Look Up Table Columns:
- TABLE_SRC
- TABLE_DEST
- SCHEMA_DEST
- PRIMARY_KEY
- WATERMARK_COLUMN
- WATERMARK_COLUMN_FORMAT
- FREQUENCY_IN_DAYS
- REFRESH_TYPE
- LAST_RUN_DATE
Understanding the columns in Lookup Table
- Source and Destination Information
1. TABLE_SRC
The source table for the pipeline, which refers to the table name defined in the BI Connector from which the data will be pulled.
2. TABLE_DEST
The name of the destination table in the target database where the data will be loaded.
3. SCHEMA_DEST
The schema in the destination database where the TABLE_DEST exists.
- Primary Key and Uniqueness
4. PRIMARY_KEY
The primary key column(s) of the source data.
- Used to uniquely identify rows and track changes.
- Can be a single column. Example: ERROR_ID
- Or multiple columns separated by commas. Example: PERSON_ID,EFFECTIVE_START_DATE,EFFECTIVE_END_DATE
- Watermarking (Incremental Load Logic)
5. WATERMARK_COLUMN
The column(s) used to detect new or updated records since the last run. Typically a timestamp or numeric column.
- Simply provide the name of the column used to track new or updated records
- Example: START_DATE
6. WATERMARK_COLUMN_FORMAT
Specifies the format of the datetime column of the WATERMARK_COLUMN field. It ensures that ADF can correctly interpret timestamp values for incremental data filtering.
- Required only if the watermark column is date/time column.
- Not required (can be left empty) if the column is not date/time column.
- Example: YYYY-MM-DD"T"HH24:MI:SS
Watermark Column Configuration Scenarios using example columns
- Execution Control
7. FREQUENCY_IN_DAYS
Indicates how often this pipeline should run.
- Example: 1 = daily, 7 = weekly.
8. REFRESH_TYPE
Defines the type of data load:
- FULL_LOAD :
- Set the REFRESH_TYPE to FULL_LOAD in the lookup table for the tables you want to do full load.
- Make sure the LAST_RUN_DATE is NULL for the rows configured for full load.

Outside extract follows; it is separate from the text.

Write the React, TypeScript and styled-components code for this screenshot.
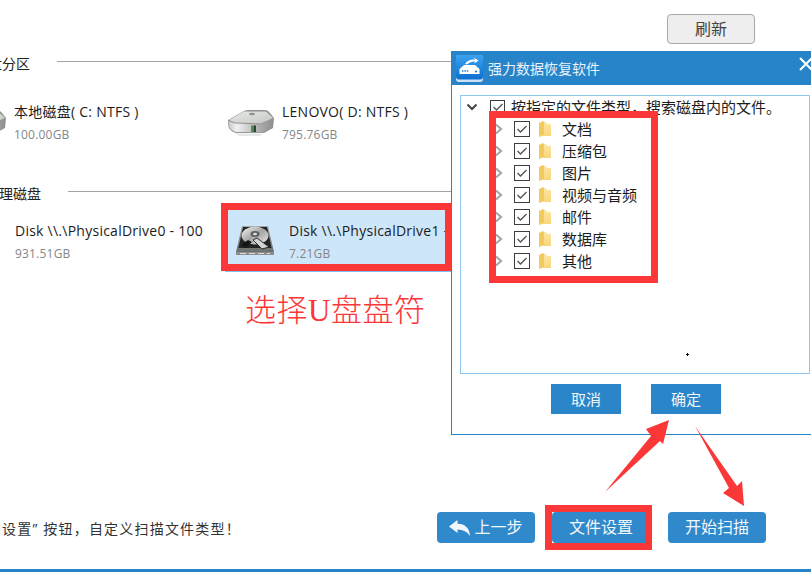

- To set FULL_LOAD for all rows in the lookup table, you can run the following SQL command:
UPDATE <your_lookup_table_name>
SET
REFRESH_TYPE = 'FULL_LOAD',
LAST_RUN_DATE = NULL;
To set FULL_LOAD for specific rows in the lookup table, you can run the following SQL command:
UPDATE <your_lookup_table_name>
SET
REFRESH_TYPE = 'FULL_LOAD',
LAST_RUN_DATE = NULL
WHERE
TABLE_SRC IN ('BIC_PJB_ERRORS', 'BIC_PER_ALL_PEOPLE_F', 'BIC_PAY_RUN_BALANCES');
5. This query will update rows for the tables listed in the IN clause.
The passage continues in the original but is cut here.